I always feel very attacked as a Brown, Trans person for folks to ask me ‘well what is your experience’ because we all have different experiences especially when it comes to gender and sexuality – the conversation can get uncomfortable. Look it up. It is not my responsibility to share that with you.
It was easier to live incognito – when I finally came out about my transness, it was for the Women’s Health Magazine and helping organize the International Women’s Day March. After the article was released, people were insinuating that I was hiding it, but I wasn’t hiding – I just wasn’t making it my whole identity.
Yes, I am a Transgender Woman but I don’t want to center my transness into my identity because besides being a transwoman, I am an organizer. I have two dogs. I’m a car owner. I’m a brainiac – I’m into reading and knowing history. How our Brown and Black communities have walked similar paths, and yet we are still so divided. Understanding those lengths, so we can bring ourselves together.”
What do you want to see from the community, being more inclusive of the trans community?
“When I was transitioning, and going to LGBTQ Bars, there was a lot of aggression from Lesbian Women who were Anti-Trans. So what I want communities to do is to embrace us as part of the community because there is still a ‘T’ included in ‘LGBTQ’. We need to especially center Black Trans Women – because it seems to me that we have a high number of killings of Black Trans Women, and aren’t talked about as much. It makes me worry – that people only care about issues that affect a certain population.
Mostly, white gay and lesbian populations are prioritized than the down-trotten population – which is the trans community. Because we are becoming more visible in the media, we often forget that Trans people are still marginalized. I still have a hard time getting a job or an apartment – so we need to ensure that we embrace our community. And offer opportunities – we need to stop centering survival and really start re-centering our communities to thrive.
What do you want to see from the future of Professionalism and Transness?

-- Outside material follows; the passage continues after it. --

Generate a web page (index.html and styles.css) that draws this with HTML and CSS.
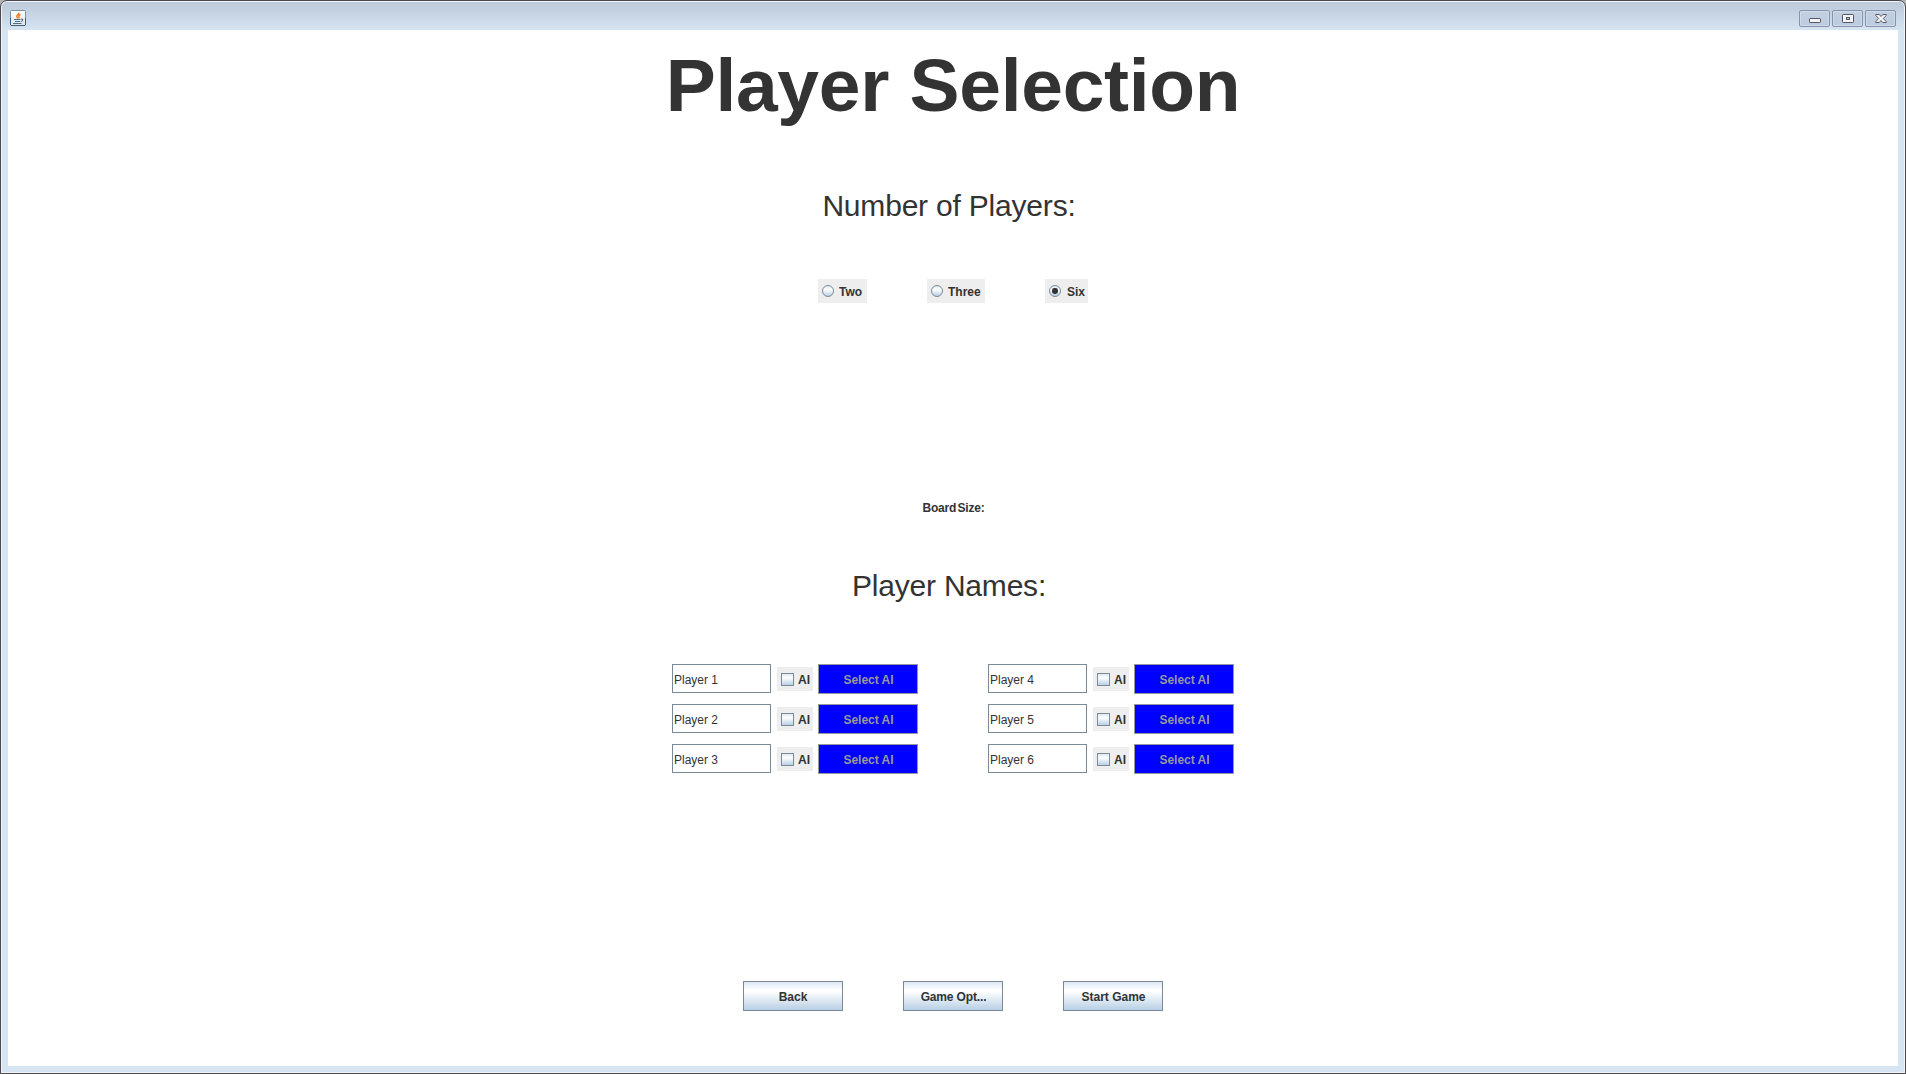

“The future of professionalism and transness – let’s not abide by the gender norms that exist right now. We need to start embracing each other’s individuality. There are trans women who are comfortable not having surgeries and there are trans men who are comfortable having breasts. Alot of the folks who are nonbinary and straight-passing continue to push my community into the margins because we are then less-visible. We need to start centering the trans community and normalize these ideals of trans-liberation.”